Following recent weak jobs data, markets have begun pricing in a September rate cut, with several Fed speakers like Daly, Kashkari, and Bostic alluding to such an outcome.
While some officials remain more reluctant, Fed speakers at Jackson Hole are expected to elaborate on their views on policy and the economic outlook, particularly in light of recent NFP and inflation data. The NFP data specifically bolstered the case for a September rate cut, though a hot PPI report has added a counterargument.
Beyond the immediate policy discussion, there is also speculation about President Trump’s ability to appoint two new Fed governors, which could influence policy once Powell steps down.
Following the Trump-Putin meeting in Alaska on August 15, crude oil futures are expected to open with a muted, bearish reaction when trading resumes on Sunday.
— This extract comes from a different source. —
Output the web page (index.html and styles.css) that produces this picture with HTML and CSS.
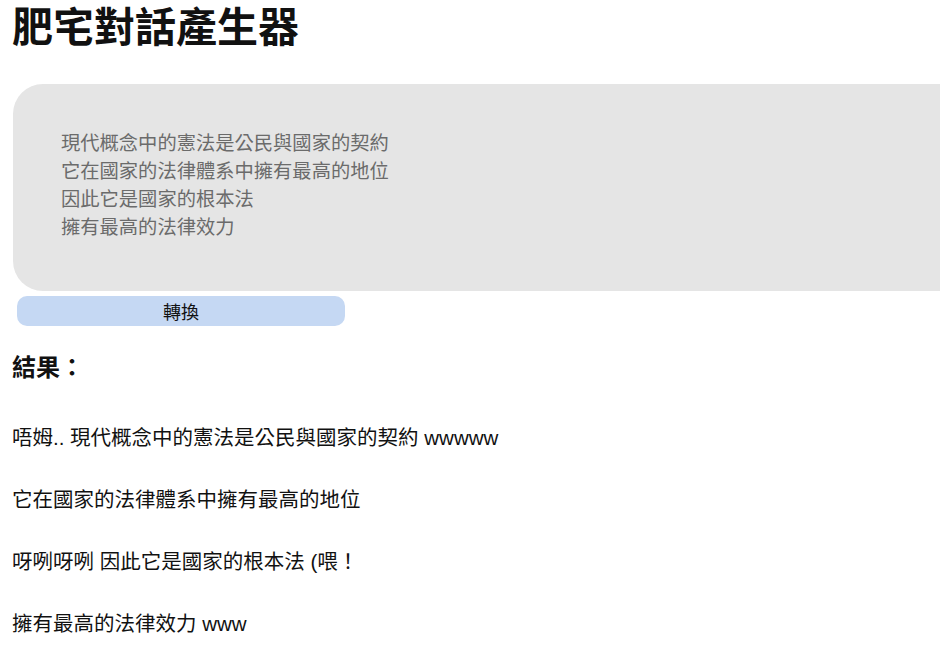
FILE: index.html
```html
<!DOCTYPE html>
<html>
<head>
    <meta charset="utf-8">
    <title>肥宅對話產生器</title>
    <link rel="stylesheet" href="styles.css">
</head>
<body>
    <h1 class="title">肥宅對話產生器</h1>

    <form id="convert_form" class="convert-form">
        <textarea id="source_text" class="source-text">現代概念中的憲法是公民與國家的契約
它在國家的法律體系中擁有最高的地位
因此它是國家的根本法
擁有最高的法律效力</textarea>
        <button type="submit" class="convert-button">轉換</button>
    </form>

    <h3 class="result-title">結果：</h3>

    <div id="result" class="result">
        <p>唔姆.. 現代概念中的憲法是公民與國家的契約 wwwww</p>
        <p>它在國家的法律體系中擁有最高的地位</p>
        <p>呀咧呀咧 因此它是國家的根本法 (喂！</p>
        <p>擁有最高的法律效力 www</p>
    </div>
</body>
</html>
```

FILE: styles.css
```css
body {
    font-family: "Liberation Sans", "Noto Sans CJK TC", sans-serif;
    margin: 0;
    padding: 0 12px;
    color: #111;
}

.title {
    font-size: 41px;
    line-height: 40px;
    margin: 8px 0 0;
}

/* the text box runs to the right edge of the window */
.convert-form {
    margin: 36px -12px 0 0;
}

.source-text {
    display: block;
    box-sizing: border-box;
    width: calc(100% - 1px);
    height: 207px;
    margin-left: 1px;
    padding: 46px 48px 49px;
    border: none;
    border-radius: 30px 0 0 30px;
    background-color: #e5e5e5;
    color: #6b6b6b;
    font-family: "Liberation Sans", "Noto Sans CJK TC", sans-serif;
    font-size: 19.3px;
    line-height: 28px;
    resize: none;
    overflow: hidden;
}

.convert-button {
    display: block;
    width: 328px;
    height: 30px;
    margin: 5px 0 0 5px;
    border: none;
    border-radius: 10px;
    background-color: #c5d8f3;
    color: #111;
    font-family: "Liberation Sans", "Noto Sans CJK TC", sans-serif;
    font-size: 18px;
    cursor: pointer;
}

.result-title {
    font-size: 24px;
    line-height: 34px;
    margin: 25px 0 0;
}

.result {
    margin-top: 38px;
    font-size: 20.5px;
}

.result p {
    margin: 0 0 32px;
    line-height: 30px;
}
```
The key outcomes from the summit include an agreement to pursue a direct peace deal for Ukraine, bypassing a ceasefire, and Trump’s decision to hold off on imposing tariffs on countries like China and India for purchasing Russian oil.
This reduces the immediate risk of disruptions to Russian oil exports, which have been redirected to Asia following Western sanctions.
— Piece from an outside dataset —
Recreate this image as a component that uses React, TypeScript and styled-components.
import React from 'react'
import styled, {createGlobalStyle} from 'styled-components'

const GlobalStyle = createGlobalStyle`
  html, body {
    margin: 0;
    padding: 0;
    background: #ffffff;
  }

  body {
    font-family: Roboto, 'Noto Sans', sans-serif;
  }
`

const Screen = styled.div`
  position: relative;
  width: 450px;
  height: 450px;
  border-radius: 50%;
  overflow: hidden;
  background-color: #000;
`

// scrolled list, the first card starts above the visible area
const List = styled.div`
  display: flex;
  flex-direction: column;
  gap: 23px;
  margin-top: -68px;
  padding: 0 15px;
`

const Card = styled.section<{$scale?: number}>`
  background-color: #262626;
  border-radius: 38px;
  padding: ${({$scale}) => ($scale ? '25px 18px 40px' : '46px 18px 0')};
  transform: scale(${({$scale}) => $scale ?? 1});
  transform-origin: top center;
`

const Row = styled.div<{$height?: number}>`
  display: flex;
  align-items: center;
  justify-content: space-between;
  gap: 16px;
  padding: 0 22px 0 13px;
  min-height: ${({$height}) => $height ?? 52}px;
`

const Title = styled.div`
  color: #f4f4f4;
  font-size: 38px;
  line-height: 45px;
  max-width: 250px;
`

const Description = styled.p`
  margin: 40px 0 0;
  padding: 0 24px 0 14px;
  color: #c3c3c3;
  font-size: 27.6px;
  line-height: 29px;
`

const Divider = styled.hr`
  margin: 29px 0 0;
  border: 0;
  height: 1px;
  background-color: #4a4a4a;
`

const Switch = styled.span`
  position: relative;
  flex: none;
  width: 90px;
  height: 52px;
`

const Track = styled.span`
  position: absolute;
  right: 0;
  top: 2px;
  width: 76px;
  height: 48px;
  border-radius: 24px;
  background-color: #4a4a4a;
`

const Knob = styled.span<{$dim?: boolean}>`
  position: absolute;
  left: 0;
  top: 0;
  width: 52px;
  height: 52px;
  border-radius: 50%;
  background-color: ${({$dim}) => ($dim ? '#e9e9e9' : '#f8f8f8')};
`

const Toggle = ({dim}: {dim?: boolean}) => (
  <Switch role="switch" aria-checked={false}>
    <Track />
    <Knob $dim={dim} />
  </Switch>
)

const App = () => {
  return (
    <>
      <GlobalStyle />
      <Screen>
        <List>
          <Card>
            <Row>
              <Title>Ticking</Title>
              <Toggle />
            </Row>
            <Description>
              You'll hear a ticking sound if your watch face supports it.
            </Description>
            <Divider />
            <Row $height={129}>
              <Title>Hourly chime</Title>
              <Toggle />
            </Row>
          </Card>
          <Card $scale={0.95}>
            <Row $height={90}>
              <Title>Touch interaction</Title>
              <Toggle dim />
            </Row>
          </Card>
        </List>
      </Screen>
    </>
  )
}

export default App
Analysts, including Ajay Parmar from ICIS, suggest this uninterrupted flow of Russian oil will likely lead to a slight dip in prices in the near term, though the impact is expected to be minimal.
Brent crude settled at $65.85 per barrel and West Texas Intermediate at $62.80 on Friday, both down nearly $1 before the talks.
Markets are now focused on Trump’s upcoming meeting with Ukrainian President Volodymyr Zelenskiy and European leaders in Washington on Monday, which could further influence price movements. Until clearer outcomes emerge, crude prices are likely to remain range-bound.
Calling tops is hard – better to go with the break lower, if and when it comes.
The current bull run has propelled the S&P 500 to a valuation level rarely seen in recent history, raising questions about the sustainability of the rally.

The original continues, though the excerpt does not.